[Dataset section]
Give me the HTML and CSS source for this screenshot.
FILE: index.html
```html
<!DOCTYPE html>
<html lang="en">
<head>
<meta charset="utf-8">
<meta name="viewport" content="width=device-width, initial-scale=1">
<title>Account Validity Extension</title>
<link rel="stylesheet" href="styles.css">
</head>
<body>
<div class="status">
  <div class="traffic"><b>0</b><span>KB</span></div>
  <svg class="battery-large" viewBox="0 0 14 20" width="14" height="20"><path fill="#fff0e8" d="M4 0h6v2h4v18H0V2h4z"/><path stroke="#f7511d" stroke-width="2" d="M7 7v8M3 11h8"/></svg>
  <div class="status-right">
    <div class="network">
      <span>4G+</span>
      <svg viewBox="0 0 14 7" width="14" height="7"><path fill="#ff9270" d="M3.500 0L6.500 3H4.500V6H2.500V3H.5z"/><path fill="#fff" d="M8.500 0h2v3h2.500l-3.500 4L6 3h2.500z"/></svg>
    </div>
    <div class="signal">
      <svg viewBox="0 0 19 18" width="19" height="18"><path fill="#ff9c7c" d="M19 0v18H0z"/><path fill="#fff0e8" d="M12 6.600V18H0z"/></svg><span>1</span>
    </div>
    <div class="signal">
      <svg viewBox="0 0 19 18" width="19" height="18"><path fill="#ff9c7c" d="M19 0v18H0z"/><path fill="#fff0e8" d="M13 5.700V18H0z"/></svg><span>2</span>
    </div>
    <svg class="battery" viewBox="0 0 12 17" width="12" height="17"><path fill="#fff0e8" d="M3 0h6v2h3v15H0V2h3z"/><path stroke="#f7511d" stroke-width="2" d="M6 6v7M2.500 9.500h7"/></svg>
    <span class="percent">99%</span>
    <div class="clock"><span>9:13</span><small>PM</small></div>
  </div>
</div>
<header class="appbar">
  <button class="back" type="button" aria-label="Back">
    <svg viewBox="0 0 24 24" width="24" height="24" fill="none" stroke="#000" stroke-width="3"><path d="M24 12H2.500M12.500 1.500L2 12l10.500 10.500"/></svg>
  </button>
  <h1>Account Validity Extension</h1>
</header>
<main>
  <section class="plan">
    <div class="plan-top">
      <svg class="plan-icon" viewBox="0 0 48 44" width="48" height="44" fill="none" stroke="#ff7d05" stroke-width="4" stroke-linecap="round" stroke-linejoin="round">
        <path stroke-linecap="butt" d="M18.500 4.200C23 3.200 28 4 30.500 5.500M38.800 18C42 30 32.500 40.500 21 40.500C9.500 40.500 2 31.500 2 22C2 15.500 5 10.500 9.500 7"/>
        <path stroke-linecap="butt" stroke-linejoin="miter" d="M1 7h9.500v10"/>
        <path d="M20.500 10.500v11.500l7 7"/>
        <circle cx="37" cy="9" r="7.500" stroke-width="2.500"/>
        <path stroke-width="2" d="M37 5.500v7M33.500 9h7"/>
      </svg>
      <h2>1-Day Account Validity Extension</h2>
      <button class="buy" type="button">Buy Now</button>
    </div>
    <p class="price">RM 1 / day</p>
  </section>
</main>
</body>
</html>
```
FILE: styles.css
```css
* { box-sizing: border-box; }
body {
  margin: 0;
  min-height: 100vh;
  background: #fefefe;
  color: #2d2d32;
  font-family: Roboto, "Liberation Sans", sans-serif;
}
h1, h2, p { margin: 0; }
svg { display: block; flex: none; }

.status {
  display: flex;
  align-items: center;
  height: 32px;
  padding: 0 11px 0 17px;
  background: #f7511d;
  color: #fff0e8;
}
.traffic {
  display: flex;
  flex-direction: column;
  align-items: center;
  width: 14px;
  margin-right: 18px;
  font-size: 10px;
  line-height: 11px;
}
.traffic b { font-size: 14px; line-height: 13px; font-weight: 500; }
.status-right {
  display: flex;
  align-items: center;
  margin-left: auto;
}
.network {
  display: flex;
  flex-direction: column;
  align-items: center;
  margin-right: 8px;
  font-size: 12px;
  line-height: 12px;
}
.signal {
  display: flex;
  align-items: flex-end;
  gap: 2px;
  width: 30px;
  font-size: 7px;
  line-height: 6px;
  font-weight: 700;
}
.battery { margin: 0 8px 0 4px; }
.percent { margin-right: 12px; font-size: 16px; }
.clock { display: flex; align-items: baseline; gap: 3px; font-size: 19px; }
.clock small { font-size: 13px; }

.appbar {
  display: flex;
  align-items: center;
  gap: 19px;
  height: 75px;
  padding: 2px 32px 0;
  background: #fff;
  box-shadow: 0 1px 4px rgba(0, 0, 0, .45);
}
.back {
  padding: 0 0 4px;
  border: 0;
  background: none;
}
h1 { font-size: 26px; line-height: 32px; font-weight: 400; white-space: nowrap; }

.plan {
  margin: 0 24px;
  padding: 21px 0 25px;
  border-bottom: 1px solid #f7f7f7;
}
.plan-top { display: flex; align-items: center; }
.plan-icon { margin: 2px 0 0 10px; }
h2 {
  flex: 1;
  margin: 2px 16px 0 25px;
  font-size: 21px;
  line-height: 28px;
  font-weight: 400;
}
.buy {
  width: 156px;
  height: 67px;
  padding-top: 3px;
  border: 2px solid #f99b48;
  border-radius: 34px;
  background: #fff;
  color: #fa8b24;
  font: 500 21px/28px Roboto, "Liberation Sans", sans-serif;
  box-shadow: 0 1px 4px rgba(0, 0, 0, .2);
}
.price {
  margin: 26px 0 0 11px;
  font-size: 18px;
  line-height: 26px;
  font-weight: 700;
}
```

[Written task]
Reproduce each line verbatim.

[Expected output]
Give me the HTML and CSS source for this screenshot.
FILE: index.html
```html
<!DOCTYPE html>
<html lang="en">
<head>
<meta charset="utf-8">
<meta name="viewport" content="width=device-width, initial-scale=1">
<title>Account Validity Extension</title>
<link rel="stylesheet" href="styles.css">
</head>
<body>
<div class="status">
  <div class="traffic"><b>0</b><span>KB</span></div>
  <svg class="battery-large" viewBox="0 0 14 20" width="14" height="20"><path fill="#fff0e8" d="M4 0h6v2h4v18H0V2h4z"/><path stroke="#f7511d" stroke-width="2" d="M7 7v8M3 11h8"/></svg>
  <div class="status-right">
    <div class="network">
      <span>4G+</span>
      <svg viewBox="0 0 14 7" width="14" height="7"><path fill="#ff9270" d="M3.500 0L6.500 3H4.500V6H2.500V3H.5z"/><path fill="#fff" d="M8.500 0h2v3h2.500l-3.500 4L6 3h2.500z"/></svg>
    </div>
    <div class="signal">
      <svg viewBox="0 0 19 18" width="19" height="18"><path fill="#ff9c7c" d="M19 0v18H0z"/><path fill="#fff0e8" d="M12 6.600V18H0z"/></svg><span>1</span>
    </div>
    <div class="signal">
      <svg viewBox="0 0 19 18" width="19" height="18"><path fill="#ff9c7c" d="M19 0v18H0z"/><path fill="#fff0e8" d="M13 5.700V18H0z"/></svg><span>2</span>
    </div>
    <svg class="battery" viewBox="0 0 12 17" width="12" height="17"><path fill="#fff0e8" d="M3 0h6v2h3v15H0V2h3z"/><path stroke="#f7511d" stroke-width="2" d="M6 6v7M2.500 9.500h7"/></svg>
    <span class="percent">99%</span>
    <div class="clock"><span>9:13</span><small>PM</small></div>
  </div>
</div>
<header class="appbar">
  <button class="back" type="button" aria-label="Back">
    <svg viewBox="0 0 24 24" width="24" height="24" fill="none" stroke="#000" stroke-width="3"><path d="M24 12H2.500M12.500 1.500L2 12l10.500 10.500"/></svg>
  </button>
  <h1>Account Validity Extension</h1>
</header>
<main>
  <section class="plan">
    <div class="plan-top">
      <svg class="plan-icon" viewBox="0 0 48 44" width="48" height="44" fill="none" stroke="#ff7d05" stroke-width="4" stroke-linecap="round" stroke-linejoin="round">
        <path stroke-linecap="butt" d="M18.500 4.200C23 3.200 28 4 30.500 5.500M38.800 18C42 30 32.500 40.500 21 40.500C9.500 40.500 2 31.500 2 22C2 15.500 5 10.500 9.500 7"/>
        <path stroke-linecap="butt" stroke-linejoin="miter" d="M1 7h9.500v10"/>
        <path d="M20.500 10.500v11.500l7 7"/>
        <circle cx="37" cy="9" r="7.500" stroke-width="2.500"/>
        <path stroke-width="2" d="M37 5.500v7M33.500 9h7"/>
      </svg>
      <h2>1-Day Account Validity Extension</h2>
      <button class="buy" type="button">Buy Now</button>
    </div>
    <p class="price">RM 1 / day</p>
  </section>
</main>
</body>
</html>
```
FILE: styles.css
```css
* { box-sizing: border-box; }
body {
  margin: 0;
  min-height: 100vh;
  background: #fefefe;
  color: #2d2d32;
  font-family: Roboto, "Liberation Sans", sans-serif;
}
h1, h2, p { margin: 0; }
svg { display: block; flex: none; }

.status {
  display: flex;
  align-items: center;
  height: 32px;
  padding: 0 11px 0 17px;
  background: #f7511d;
  color: #fff0e8;
}
.traffic {
  display: flex;
  flex-direction: column;
  align-items: center;
  width: 14px;
  margin-right: 18px;
  font-size: 10px;
  line-height: 11px;
}
.traffic b { font-size: 14px; line-height: 13px; font-weight: 500; }
.status-right {
  display: flex;
  align-items: center;
  margin-left: auto;
}
.network {
  display: flex;
  flex-direction: column;
  align-items: center;
  margin-right: 8px;
  font-size: 12px;
  line-height: 12px;
}
.signal {
  display: flex;
  align-items: flex-end;
  gap: 2px;
  width: 30px;
  font-size: 7px;
  line-height: 6px;
  font-weight: 700;
}
.battery { margin: 0 8px 0 4px; }
.percent { margin-right: 12px; font-size: 16px; }
.clock { display: flex; align-items: baseline; gap: 3px; font-size: 19px; }
.clock small { font-size: 13px; }

.appbar {
  display: flex;
  align-items: center;
  gap: 19px;
  height: 75px;
  padding: 2px 32px 0;
  background: #fff;
  box-shadow: 0 1px 4px rgba(0, 0, 0, .45);
}
.back {
  padding: 0 0 4px;
  border: 0;
  background: none;
}
h1 { font-size: 26px; line-height: 32px; font-weight: 400; white-space: nowrap; }

.plan {
  margin: 0 24px;
  padding: 21px 0 25px;
  border-bottom: 1px solid #f7f7f7;
}
.plan-top { display: flex; align-items: center; }
.plan-icon { margin: 2px 0 0 10px; }
h2 {
  flex: 1;
  margin: 2px 16px 0 25px;
  font-size: 21px;
  line-height: 28px;
  font-weight: 400;
}
.buy {
  width: 156px;
  height: 67px;
  padding-top: 3px;
  border: 2px solid #f99b48;
  border-radius: 34px;
  background: #fff;
  color: #fa8b24;
  font: 500 21px/28px Roboto, "Liberation Sans", sans-serif;
  box-shadow: 0 1px 4px rgba(0, 0, 0, .2);
}
.price {
  margin: 26px 0 0 11px;
  font-size: 18px;
  line-height: 26px;
  font-weight: 700;
}
```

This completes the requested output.